First, recognize that it's not just the welded joint but the entire heat-affected
zone (HAZ) that's subject to influences from welding heat. Defined as
the portion of the base metal whose mechanical properties or microstructure
have been altered by the heat of welding, brazing, soldering, or thermal
cutting, the HAZ can sometimes be quite large. This is where the tube
butting length is important to the frame builder.
Second, it depends on what form of strengthening was used. For example,
work-hardened metals re-crystallize and soften substantially in the HAZ.

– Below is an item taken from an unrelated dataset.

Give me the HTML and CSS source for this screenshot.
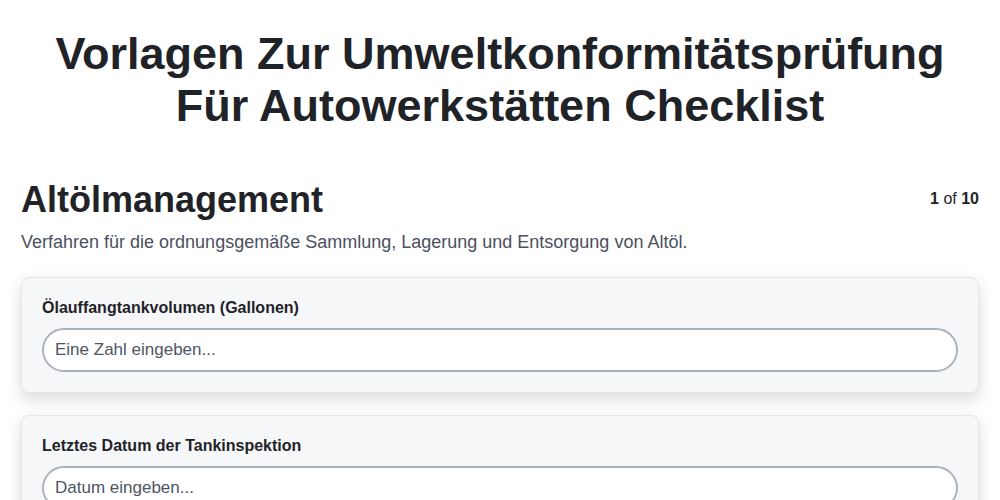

Solid solution-hardened metals will have a little grain growth next to
the fusion line, but it's usually only a few grains wide and has little
effect on the metal's properties.
Transformation-hardened alloys that are capable to form martensite or
have formed martensite during previous heat treatment react much like
a solid solution-hardened metal: There's little change in the HAZ compared
to other hardening techniques, aside from minor grain growth at the fusion
line. Precipitation-hardened metals go through some complex changes, but
the result is similar to work-hardened metals: Base metal in the HAZ goes
through an annealing cycle and softens.
These concepts are just the basics of metal strengthening techniques and
how those techniques influence a metal's microstructure. Deciding on the
tubing to be used for frame building should be based on the joining method
because heat affects its properties. Here at Desperado Cycles I use 45%
cadmium free silver and do not get the tubing glowing orange, hence the
reason I specifically use True Temper’s Platinum series tubing!